On February 1, 2021, Corteva approved restructuring actions designed to right-size and optimize footprint and organizational structure according to the business needs in each region with the focus on driving continued cost improvement and productivity. Corteva expects to record total pre-tax restructuring and asset-related charges of approximately $130 million to $170 million, comprised of approximately $40 million to $50 million of severance and related benefit costs, $40 million to $60 million of asset related charges, $10 million to $15 million of asset retirement obligations and $40 million to $45 million of costs related to contract terminations. Future cash payments related to this charge are anticipated to be approximately $90 million to $110 million, primarily related to the payment of severance and related benefits, asset retirement obligations, and costs related to contract terminations. The restructuring actions associated with this charge are expected to be substantially complete in 2021.

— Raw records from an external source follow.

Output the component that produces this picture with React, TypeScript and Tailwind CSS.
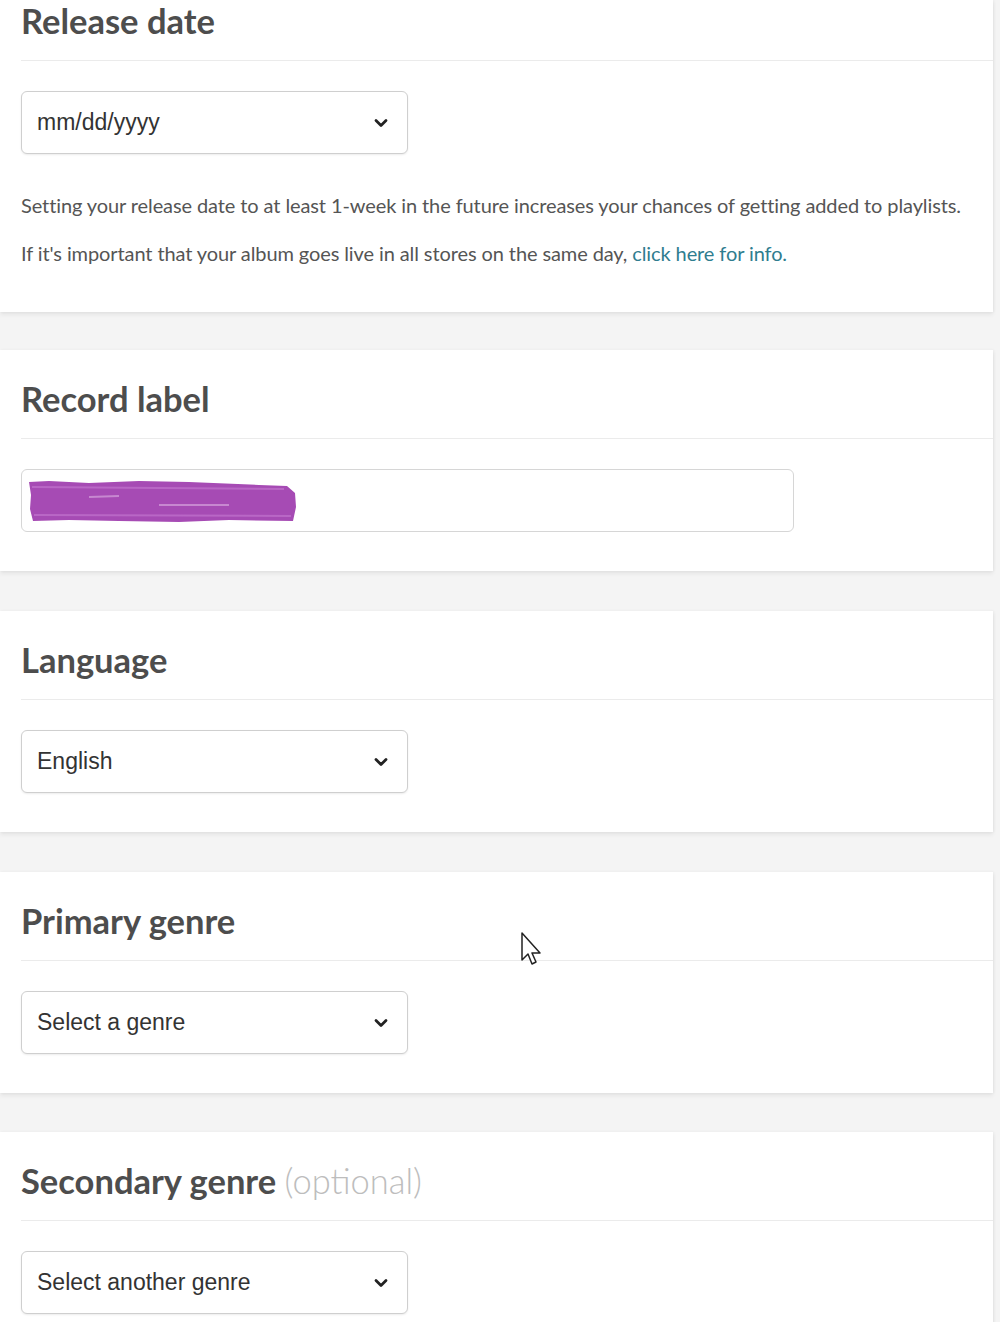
import React from "react";

const Chevron = () => (
  <svg width="14" height="10" viewBox="0 0 14 10" className="shrink-0">
    <polyline points="2,2.5 7,7.5 12,2.5" fill="none" stroke="#222" strokeWidth="2.8" strokeLinecap="round" strokeLinejoin="round" />
  </svg>
);

const Select = ({ value }: { value: string }) => (
  <div className="mt-[30px] flex h-[63px] w-[387px] items-center justify-between rounded-[6px] border border-[#cfcfcf] bg-white pl-[15px] pr-[19px] shadow-[0_1px_2px_rgba(0,0,0,0.08)]">
    <span className="text-[23px] text-[#333]" style={{ fontFamily: '"Liberation Sans", Arial, sans-serif' }}>{value}</span>
    <Chevron />
  </div>
);

const Heading = ({ children }: { children: React.ReactNode }) => (
  <>
    <h2 className="mx-[21px] h-[40px] whitespace-nowrap text-[34.5px] font-bold leading-[40px] text-[#4d4d4d]" style={{ fontFamily: 'Lato, "Open Sans", sans-serif' }}>
      {children}
    </h2>
    <div className="ml-[21px] mt-[19px] border-t border-[#ebebeb]" />
  </>
);

const Card = ({ children, className = "" }: { children: React.ReactNode; className?: string }) => (
  <div className={`mr-[7px] bg-white shadow-[0_3px_4px_rgba(0,0,0,0.06),1px_0_3px_rgba(0,0,0,0.05)] ${className}`}>{children}</div>
);

export default function App() {
  return (
    <div className="relative h-[1322px] w-[1000px] overflow-hidden bg-[#f4f4f4]" style={{ fontFamily: 'Lato, sans-serif' }}>
      <Card className="pb-[45px] pt-[1px]">
        <Heading>Release date</Heading>
        <div className="px-[21px]">
          <Select value="mm/dd/yyyy" />
          <p className="mt-[37px] whitespace-nowrap text-[20px] leading-[28px] tracking-[-0.1px] text-[#555]">
            Setting your release date to at least 1-week in the future increases your chances of getting added to playlists.
          </p>
          <p className="mt-[20px] whitespace-nowrap text-[20px] leading-[28px] tracking-[-0.1px] text-[#555]">
            If it's important that your album goes live in all stores on the same day, <span className="text-[#2f7d8f]">click here for info.</span>
          </p>
        </div>
      </Card>

      <Card className="mt-[38px] pb-[39px] pt-[29px]">
        <Heading>Record label</Heading>
        <div className="px-[21px]">
          <div className="relative mt-[30px] h-[63px] w-[773px] rounded-[6px] border border-[#d6d6d6] bg-white">
            <svg className="absolute left-[7px] top-[9px]" width="268" height="44" viewBox="0 0 268 44">
              <path d="M0,3 L20,2 L60,4 L110,2 L160,3 L230,6 L258,7 L266,14 L267,28 L264,42 L200,41 L150,43 L90,42 L40,41 L4,42 L1,30 L2,16 Z" fill="#a64bb4" />
              <path d="M3,8 L255,10 M5,36 L262,37" stroke="#c77bd2" strokeWidth="2" opacity="0.6" />
              <path d="M60,18 L90,17 M130,26 L200,26" stroke="#d6a3dd" strokeWidth="2" opacity="0.7" />
            </svg>
          </div>
        </div>
      </Card>

      <Card className="mt-[40px] pb-[39px] pt-[29px]">
        <Heading>Language</Heading>
        <div className="px-[21px]">
          <Select value="English" />
        </div>
      </Card>

      <Card className="mt-[40px] pb-[39px] pt-[29px]">
        <Heading>Primary genre</Heading>
        <div className="px-[21px]">
          <Select value="Select a genre" />
        </div>
      </Card>

      <Card className="mt-[39px] pb-[39px] pt-[29px]">
        <Heading>
          Secondary genre <span className="font-light text-[#bdbdbd]">(optional)</span>
        </Heading>
        <div className="px-[21px]">
          <Select value="Select another genre" />
        </div>
      </Card>

      <svg className="absolute left-[521px] top-[932px]" width="24" height="38" viewBox="0 0 24 38">
        <path d="M1,1 L1,28 L7,22 L11,32 L15,30 L11,21 L19,21 Z" fill="#fff" stroke="#222" strokeWidth="1.5" strokeLinejoin="round" />
      </svg>
    </div>
  );
}
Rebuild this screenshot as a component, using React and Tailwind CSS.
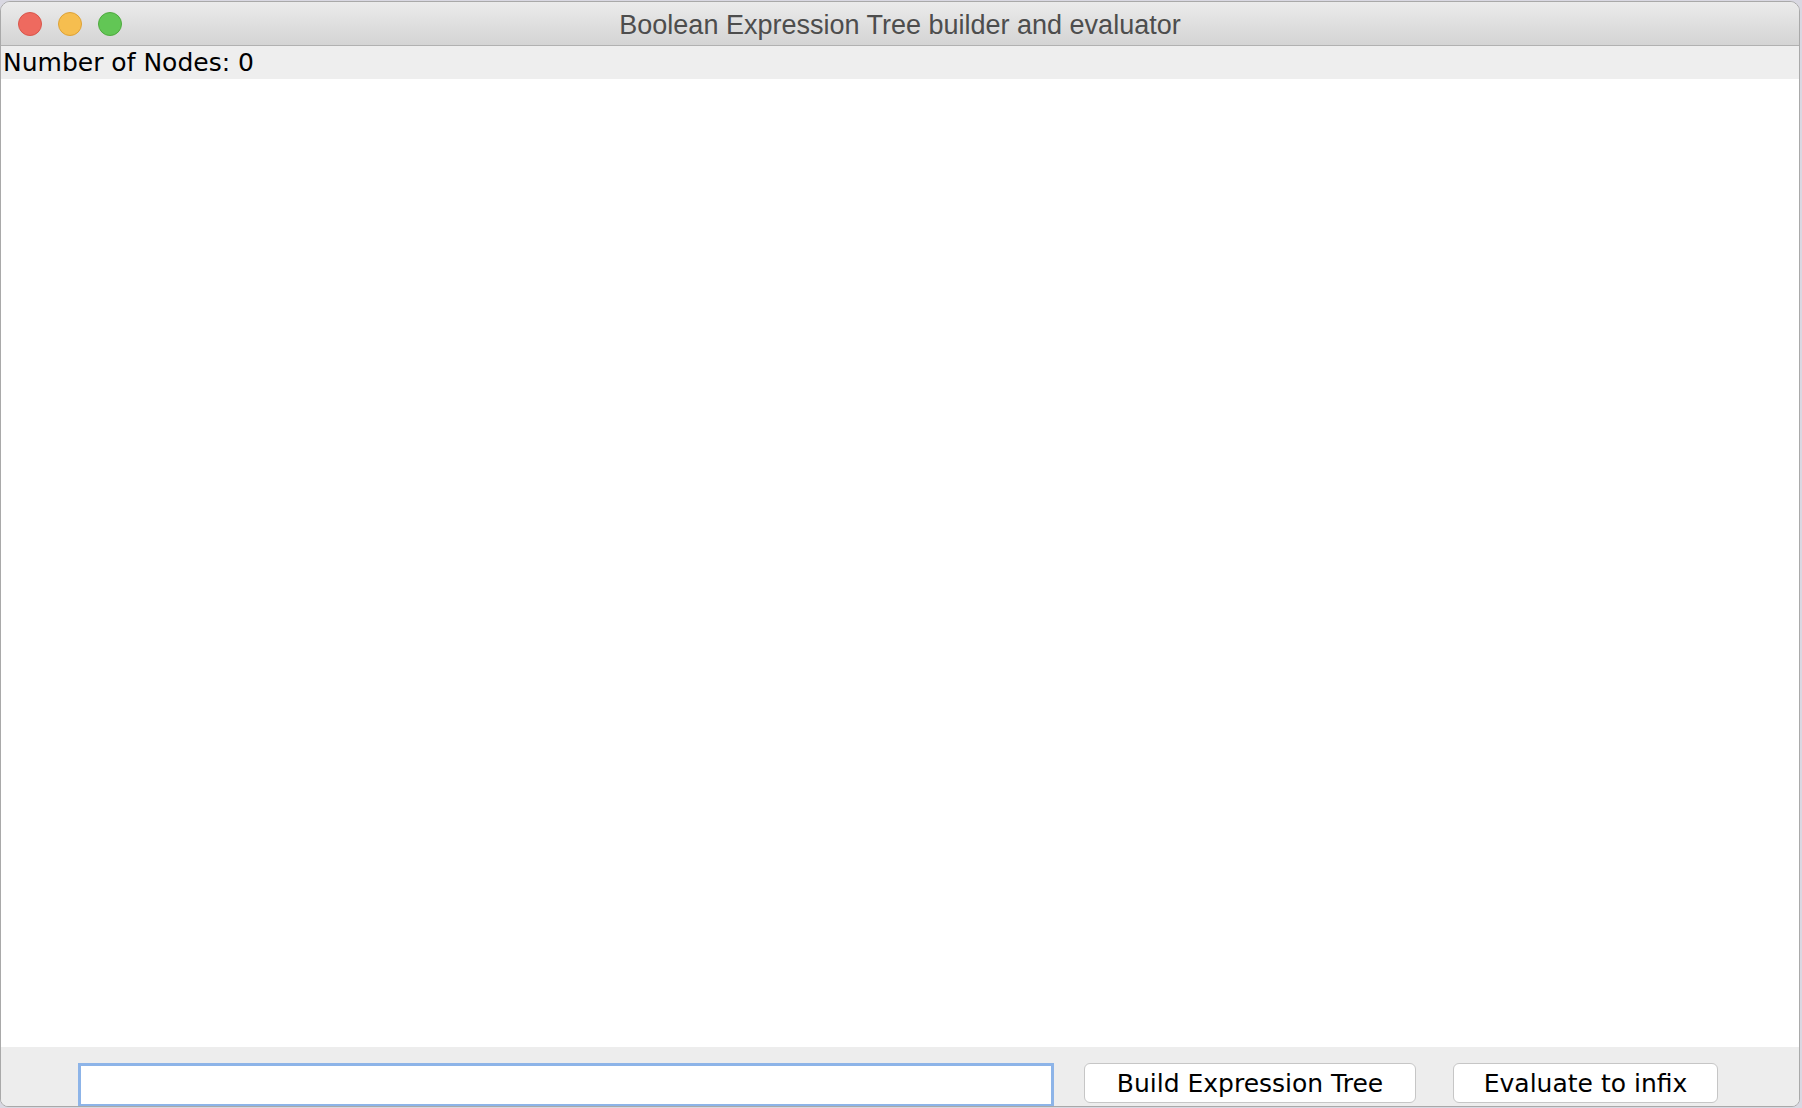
import React from "react";

export default function App() {
  return (
    <div className="w-[1802px] h-[1108px] bg-[#d9d8e2] flex flex-col overflow-hidden">
      <div className="w-[1800px] h-[1106px] mt-[1px] flex flex-col rounded-t-[10px] rounded-b-[8px] border border-[#a9a9a9] bg-[#ededed] overflow-hidden">
        {/* Title bar */}
        <div className="relative h-[44px] shrink-0 flex items-center justify-center pt-[3px] bg-gradient-to-b from-[#ebebeb] to-[#d4d4d4] border-b border-[#b1b1b1]">
          <div className="absolute left-[17px] top-[10px] flex gap-[16px]">
            <div className="w-[24px] h-[24px] rounded-full bg-[#ee6a5f] border border-[#d9564b]" />
            <div className="w-[24px] h-[24px] rounded-full bg-[#f6be4f] border border-[#dea236]" />
            <div className="w-[24px] h-[24px] rounded-full bg-[#62c655] border border-[#4eaa3e]" />
          </div>
          <span className="text-[27px] text-[#4d4d4d] leading-none" style={{ fontFamily: '"Liberation Sans", Arial, sans-serif' }}>
            Boolean Expression Tree builder and evaluator
          </span>
        </div>
        {/* Label */}
        <div className="h-[33px] shrink-0 bg-[#eeeeee] flex items-center pl-[2px]">
          <span className="text-[25px] text-black leading-none" style={{ fontFamily: '"DejaVu Sans", sans-serif' }}>
            Number of Nodes: 0
          </span>
        </div>
        {/* Canvas */}
        <div className="flex-1 bg-white" />
        {/* Bottom panel */}
        <div className="h-[59px] shrink-0 bg-[#ededed] flex items-start pt-[16px]">
          <div className="ml-[77px] w-[976px] h-[44px] border-[3px] border-[#8db4e8] bg-white" />
          <button className="ml-[30px] w-[332px] h-[40px] rounded-[6px] border border-[#c6c6c6] bg-white flex items-center justify-center text-[25px] text-black leading-none" style={{ fontFamily: '"DejaVu Sans", sans-serif' }}>
            Build Expression Tree
          </button>
          <button className="ml-[37px] w-[265px] h-[40px] rounded-[6px] border border-[#c6c6c6] bg-white flex items-center justify-center text-[25px] text-black leading-none" style={{ fontFamily: '"DejaVu Sans", sans-serif' }}>
            Evaluate to infix
          </button>
        </div>
      </div>
    </div>
  );
}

In February 2021, the company entered into a new committed receivable repurchase facility of up to $1 billion (the "2021 Repurchase Facility") which expires in December 2021. Under the 2021 Repurchase Facility, Corteva may sell a portfolio of available and eligible outstanding customer notes receivables to participating institutions and simultaneously agree to repurchase at a future date. The 2021 Repurchase Facility is considered a secured borrowing with the customer notes receivables inclusive of those that are sold and repurchased, equal to 105 percent of the outstanding amounts borrowed utilized as collateral. Borrowings under the 2021 Repurchase Facility will have an interest rate of LIBOR+0.85 percent.